**Your task**
Copy all lines below exactly as written. Leave pictures out.

-- begin --

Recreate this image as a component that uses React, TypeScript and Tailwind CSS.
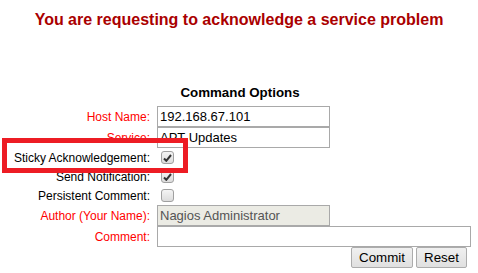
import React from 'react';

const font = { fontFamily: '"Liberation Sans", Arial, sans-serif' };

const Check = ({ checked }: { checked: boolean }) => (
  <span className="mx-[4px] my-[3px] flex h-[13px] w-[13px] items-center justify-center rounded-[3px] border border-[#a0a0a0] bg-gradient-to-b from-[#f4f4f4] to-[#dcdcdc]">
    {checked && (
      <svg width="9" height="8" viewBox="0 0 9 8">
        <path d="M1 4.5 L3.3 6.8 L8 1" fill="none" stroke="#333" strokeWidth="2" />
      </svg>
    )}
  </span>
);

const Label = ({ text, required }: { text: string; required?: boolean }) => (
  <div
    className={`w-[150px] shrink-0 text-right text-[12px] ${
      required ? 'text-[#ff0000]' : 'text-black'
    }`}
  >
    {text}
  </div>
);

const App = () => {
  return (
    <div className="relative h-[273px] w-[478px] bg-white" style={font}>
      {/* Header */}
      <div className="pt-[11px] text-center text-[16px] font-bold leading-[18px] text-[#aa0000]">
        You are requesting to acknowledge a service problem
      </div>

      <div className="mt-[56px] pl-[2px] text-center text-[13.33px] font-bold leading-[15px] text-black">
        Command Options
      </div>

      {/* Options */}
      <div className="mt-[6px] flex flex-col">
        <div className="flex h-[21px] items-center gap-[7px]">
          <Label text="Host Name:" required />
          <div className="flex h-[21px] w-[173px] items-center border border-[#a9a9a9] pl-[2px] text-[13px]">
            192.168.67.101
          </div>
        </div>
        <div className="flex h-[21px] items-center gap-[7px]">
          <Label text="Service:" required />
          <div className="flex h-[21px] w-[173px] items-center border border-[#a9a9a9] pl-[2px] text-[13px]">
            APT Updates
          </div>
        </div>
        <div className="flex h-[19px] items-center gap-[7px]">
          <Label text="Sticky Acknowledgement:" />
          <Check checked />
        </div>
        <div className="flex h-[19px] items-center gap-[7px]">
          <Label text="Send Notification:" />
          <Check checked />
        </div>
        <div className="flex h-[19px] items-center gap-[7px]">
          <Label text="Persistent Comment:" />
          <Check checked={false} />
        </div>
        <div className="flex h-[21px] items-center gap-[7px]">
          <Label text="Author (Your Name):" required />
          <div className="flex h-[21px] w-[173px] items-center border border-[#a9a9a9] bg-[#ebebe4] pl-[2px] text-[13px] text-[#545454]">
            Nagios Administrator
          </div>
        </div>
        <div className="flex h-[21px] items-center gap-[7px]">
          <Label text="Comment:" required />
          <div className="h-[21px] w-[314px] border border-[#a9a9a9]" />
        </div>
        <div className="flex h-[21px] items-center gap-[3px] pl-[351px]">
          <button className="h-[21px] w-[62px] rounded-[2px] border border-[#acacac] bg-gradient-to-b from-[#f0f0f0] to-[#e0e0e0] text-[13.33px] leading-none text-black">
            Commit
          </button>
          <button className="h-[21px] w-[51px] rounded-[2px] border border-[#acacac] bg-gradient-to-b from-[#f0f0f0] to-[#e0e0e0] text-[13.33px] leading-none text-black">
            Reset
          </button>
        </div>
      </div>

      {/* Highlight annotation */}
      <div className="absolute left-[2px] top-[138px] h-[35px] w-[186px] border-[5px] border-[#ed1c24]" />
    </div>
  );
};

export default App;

-- end --

**Written answer**
Recreate this image as a component that uses React, TypeScript and Tailwind CSS.
import React from 'react';

const font = { fontFamily: '"Liberation Sans", Arial, sans-serif' };

const Check = ({ checked }: { checked: boolean }) => (
  <span className="mx-[4px] my-[3px] flex h-[13px] w-[13px] items-center justify-center rounded-[3px] border border-[#a0a0a0] bg-gradient-to-b from-[#f4f4f4] to-[#dcdcdc]">
    {checked && (
      <svg width="9" height="8" viewBox="0 0 9 8">
        <path d="M1 4.5 L3.3 6.8 L8 1" fill="none" stroke="#333" strokeWidth="2" />
      </svg>
    )}
  </span>
);

const Label = ({ text, required }: { text: string; required?: boolean }) => (
  <div
    className={`w-[150px] shrink-0 text-right text-[12px] ${
      required ? 'text-[#ff0000]' : 'text-black'
    }`}
  >
    {text}
  </div>
);

const App = () => {
  return (
    <div className="relative h-[273px] w-[478px] bg-white" style={font}>
      {/* Header */}
      <div className="pt-[11px] text-center text-[16px] font-bold leading-[18px] text-[#aa0000]">
        You are requesting to acknowledge a service problem
      </div>

      <div className="mt-[56px] pl-[2px] text-center text-[13.33px] font-bold leading-[15px] text-black">
        Command Options
      </div>

      {/* Options */}
      <div className="mt-[6px] flex flex-col">
        <div className="flex h-[21px] items-center gap-[7px]">
          <Label text="Host Name:" required />
          <div className="flex h-[21px] w-[173px] items-center border border-[#a9a9a9] pl-[2px] text-[13px]">
            192.168.67.101
          </div>
        </div>
        <div className="flex h-[21px] items-center gap-[7px]">
          <Label text="Service:" required />
          <div className="flex h-[21px] w-[173px] items-center border border-[#a9a9a9] pl-[2px] text-[13px]">
            APT Updates
          </div>
        </div>
        <div className="flex h-[19px] items-center gap-[7px]">
          <Label text="Sticky Acknowledgement:" />
          <Check checked />
        </div>
        <div className="flex h-[19px] items-center gap-[7px]">
          <Label text="Send Notification:" />
          <Check checked />
        </div>
        <div className="flex h-[19px] items-center gap-[7px]">
          <Label text="Persistent Comment:" />
          <Check checked={false} />
        </div>
        <div className="flex h-[21px] items-center gap-[7px]">
          <Label text="Author (Your Name):" required />
          <div className="flex h-[21px] w-[173px] items-center border border-[#a9a9a9] bg-[#ebebe4] pl-[2px] text-[13px] text-[#545454]">
            Nagios Administrator
          </div>
        </div>
        <div className="flex h-[21px] items-center gap-[7px]">
          <Label text="Comment:" required />
          <div className="h-[21px] w-[314px] border border-[#a9a9a9]" />
        </div>
        <div className="flex h-[21px] items-center gap-[3px] pl-[351px]">
          <button className="h-[21px] w-[62px] rounded-[2px] border border-[#acacac] bg-gradient-to-b from-[#f0f0f0] to-[#e0e0e0] text-[13.33px] leading-none text-black">
            Commit
          </button>
          <button className="h-[21px] w-[51px] rounded-[2px] border border-[#acacac] bg-gradient-to-b from-[#f0f0f0] to-[#e0e0e0] text-[13.33px] leading-none text-black">
            Reset
          </button>
        </div>
      </div>

      {/* Highlight annotation */}
      <div className="absolute left-[2px] top-[138px] h-[35px] w-[186px] border-[5px] border-[#ed1c24]" />
    </div>
  );
};

export default App;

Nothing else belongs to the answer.